Things don't go smoothly from there, though. Instead the girls end up constantly arguing over how the float and costumes should look. They hardly agree on anything, and are critical of each other's ideas instead of working together. Mrs. P, on the other hand, has her idea to deck Andrea up like a queen all worked out. She even has Kristy make her stroller up to look like a coach.

The parade ends up being a complete disaster for the BSC. Their float is embarrassing enough that people laugh at it, and Charlie gets teased for pulling it for them. The costumes came out looking more like clown suits than anything else. A lot of the other floats are really well done and fancy, which of course makes them feel worse. Kristy's mortified, but realizes the reason the float became a disaster was because they didn't work together or communicate. She starts making apology calls to the other girls right away. Everyone realizes they were much more embarrassed than mad, and they quickly make up.

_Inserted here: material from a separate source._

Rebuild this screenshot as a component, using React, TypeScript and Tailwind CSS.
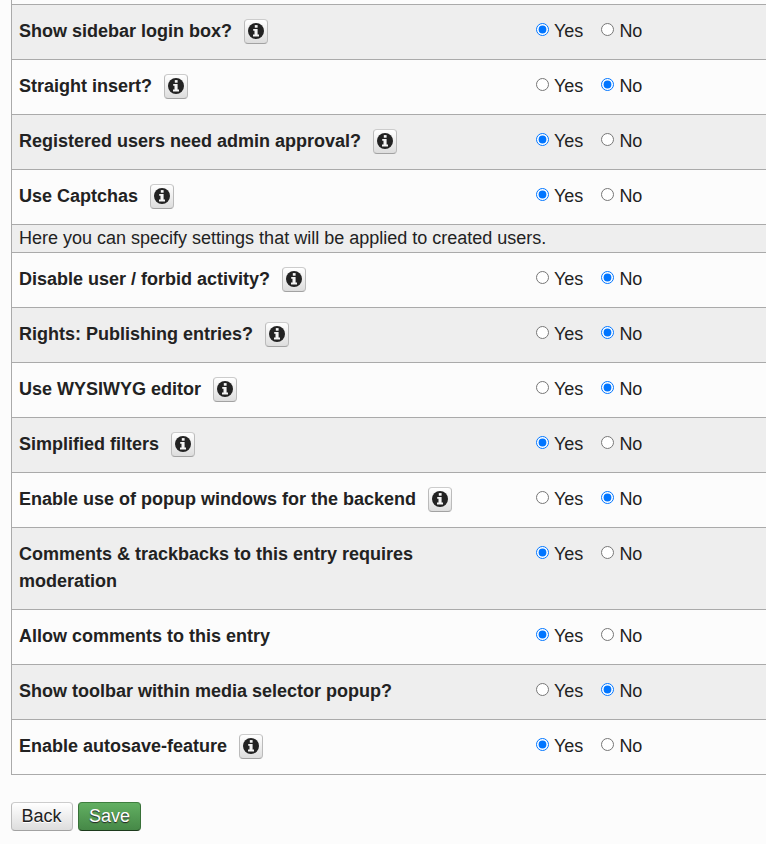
type Setting = { label: string; info?: boolean; yes: boolean };

const general: Setting[] = [
  { label: "Show sidebar login box?", info: true, yes: true },
  { label: "Straight insert?", info: true, yes: false },
  { label: "Registered users need admin approval?", info: true, yes: true },
  { label: "Use Captchas", info: true, yes: true },
];

const created: Setting[] = [
  { label: "Disable user / forbid activity?", info: true, yes: false },
  { label: "Rights: Publishing entries?", info: true, yes: false },
  { label: "Use WYSIWYG editor", info: true, yes: false },
  { label: "Simplified filters", info: true, yes: true },
  { label: "Enable use of popup windows for the backend", info: true, yes: false },
  { label: "Comments & trackbacks to this entry requires moderation", yes: true },
  { label: "Allow comments to this entry", yes: true },
  { label: "Show toolbar within media selector popup?", yes: false },
  { label: "Enable autosave-feature", info: true, yes: true },
];

function InfoIcon() {
  return (
    <svg viewBox="0 0 16 16" className="h-4 w-4" aria-hidden="true">
      <circle cx="8" cy="8" r="8" fill="#222" />
      <path d="M6.8 2.1h2.8v2.6H6.8z" fill="#f8f8f8" />
      <path d="M5.2 6h4.4v5.6h1.4v1.9H5v-1.9h1.5V7.8H5.2z" fill="#f4f4f4" />
    </svg>
  );
}

function Radio({ name, label, checked }: { name: string; label: string; checked: boolean }) {
  return (
    <label className="flex items-start">
      <input type="radio" name={name} defaultChecked={checked} className="mt-[5px] mr-[5px] h-[13px] w-[13px] shrink-0" />
      {label}
    </label>
  );
}

function Row({ setting, shaded }: { setting: Setting; shaded: boolean }) {
  return (
    <fieldset className={`flex border-t border-[#aaa] pt-[13px] pb-[14px] pl-[7px] ${shaded ? "bg-[#eee]" : ""}`}>
      <div className="flex w-[480px] shrink-0 items-start font-bold">
        <span>{setting.label}</span>
        {setting.info && (
          <button
            type="button"
            aria-label="More"
            className="mt-px ml-3 flex h-[25px] w-6 shrink-0 items-start justify-center rounded-[4px] border border-[#bbb] border-t-[#ccc] border-b-[#a2a2a2] bg-linear-to-b from-white to-[#ddd] pt-[3px]"
          >
            <InfoIcon />
          </button>
        )}
      </div>
      <div className="ml-[37px] flex gap-[18px]">
        <Radio name={setting.label} label="Yes" checked={setting.yes} />
        <Radio name={setting.label} label="No" checked={!setting.yes} />
      </div>
    </fieldset>
  );
}

export default function App() {
  return (
    <main className="h-[844px] overflow-hidden bg-[#fcfcfc] pl-[11px] font-['Liberation_Sans',Arial,sans-serif] text-[18px] leading-[27px] text-[#222]">
      <div className="border-b border-l border-[#aaa] pt-1">
        {general.map((s, i) => (
          <Row key={s.label} setting={s} shaded={i % 2 === 0} />
        ))}
        <p className="border-t border-[#aaa] bg-[#eee] pl-[7px]">
          Here you can specify settings that will be applied to created users.
        </p>
        {created.map((s, i) => (
          <Row key={s.label} setting={s} shaded={i % 2 === 1} />
        ))}
      </div>
      <div className="mt-[27px] flex gap-[5px]">
        <button type="button" className="h-[29px] w-[62px] rounded-[4px] border border-[#bbb] border-t-[#ccc] border-b-[#a2a2a2] bg-linear-to-b from-white to-[#ddd] pr-px [text-shadow:0_1px_0_#fff]">
          Back
        </button>
        <button type="button" className="h-[29px] w-[63px] rounded-[4px] border border-[#387038] border-t-[#3e7e3e] border-b-[#1c3a1c] bg-linear-to-b from-[#62b062] to-[#468847] text-white [text-shadow:0_1px_1px_#222]">
          Save
        </button>
      </div>
    </main>
  );
}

Mrs. P wins first place in the stroller division. The club also gains two new clients from the infant care class, the Salems and the Golds.


Timeline:

It's not winter, but that's about all I got out of this.


My thoughts:

This was mostly babysitting, which makes for a VERY average BSC book for me because those are my least favorite kind. I know the series is about babysitting, obviously, but that can't be all that's going on. It's just too weird and unrealistic for these girls to be that into childcare, especially when it comes at the detriment of something else (family, school, boys, friends, even fun). That being said, I would have rated this book lower than I did if not for the ending. What really saved this whole story for me was the fact that the girls failed. I really liked seeing their project become an utter disaster, simply because that never happens. Every time they plan or do anything, no matter how ambitious, it's been a smashing success. This is so much better, and more realistic. Not to mention, it's just more useful. Not everything in life is going to be a success, and reading about something like this will help young readers realize failure happens to everyone. At the risk of sounding like an after school special myself, that's the only way to learn, grow, and do better next time. In this case, it even taught teamwork. Plus, a disaster is just more interesting. I was all set to read another big, cheesy BSC event success story.

This book did a few other things really well too. I loved the idea of an infant care class, and I was surprised it never came up before now. Mrs. P is usually portrayed as being ridiculous, but her idea about the class was one of the most sensible things I've heard yet from any BSC client. I also liked that Kristy was nervous about taking care of Andrea. That's really how it would be in a situation like this, even if it was displaced this late in the series. By now she's taken care of Lucy Newton and Laura Perkins quite a bit, and Andrea isn't a newborn anymore. Another plus was the girls acting their ages in here. I know as time goes on, that will get more and more rare. In here, they were really childish with their bickering about the parade, but I could really picture that being how something like this would really play out. Plus, they just aren't going to agree all of the time. 


Misc:

*It was hard to imagine teenage girls being so into a baby parade though, even these girls.

*Ghostwritten by Ellen Miles

*Logan and Shannon attended the infant class graduation? It's kind of hard to picture why they would bother...

*Jenny P is dressing more like a normal kid now.

*I'm very confused about why the girls allowed Claudia to make the signs for the float. They all have to read her notebook entries, so they know she's barely literate. Everything on their sign was spelled wrong, and she even managed to spell woman wrong twice, in two different ways. 

*I felt bad for Charlie, pulling the float in the parade and getting teased by other high school kids! He really is the best brother of all time. We don't get nearly enough of him in these books, but he seems like such a nice, easy-going guy.

*I'm very curious if we'll ever hear about these new clients again?


Books mentioned:

*Goodnight Moon, by Margaret Wise Brown


My rating:

3 stars. Not much going on in here, but worth a read for something a tiny bit different.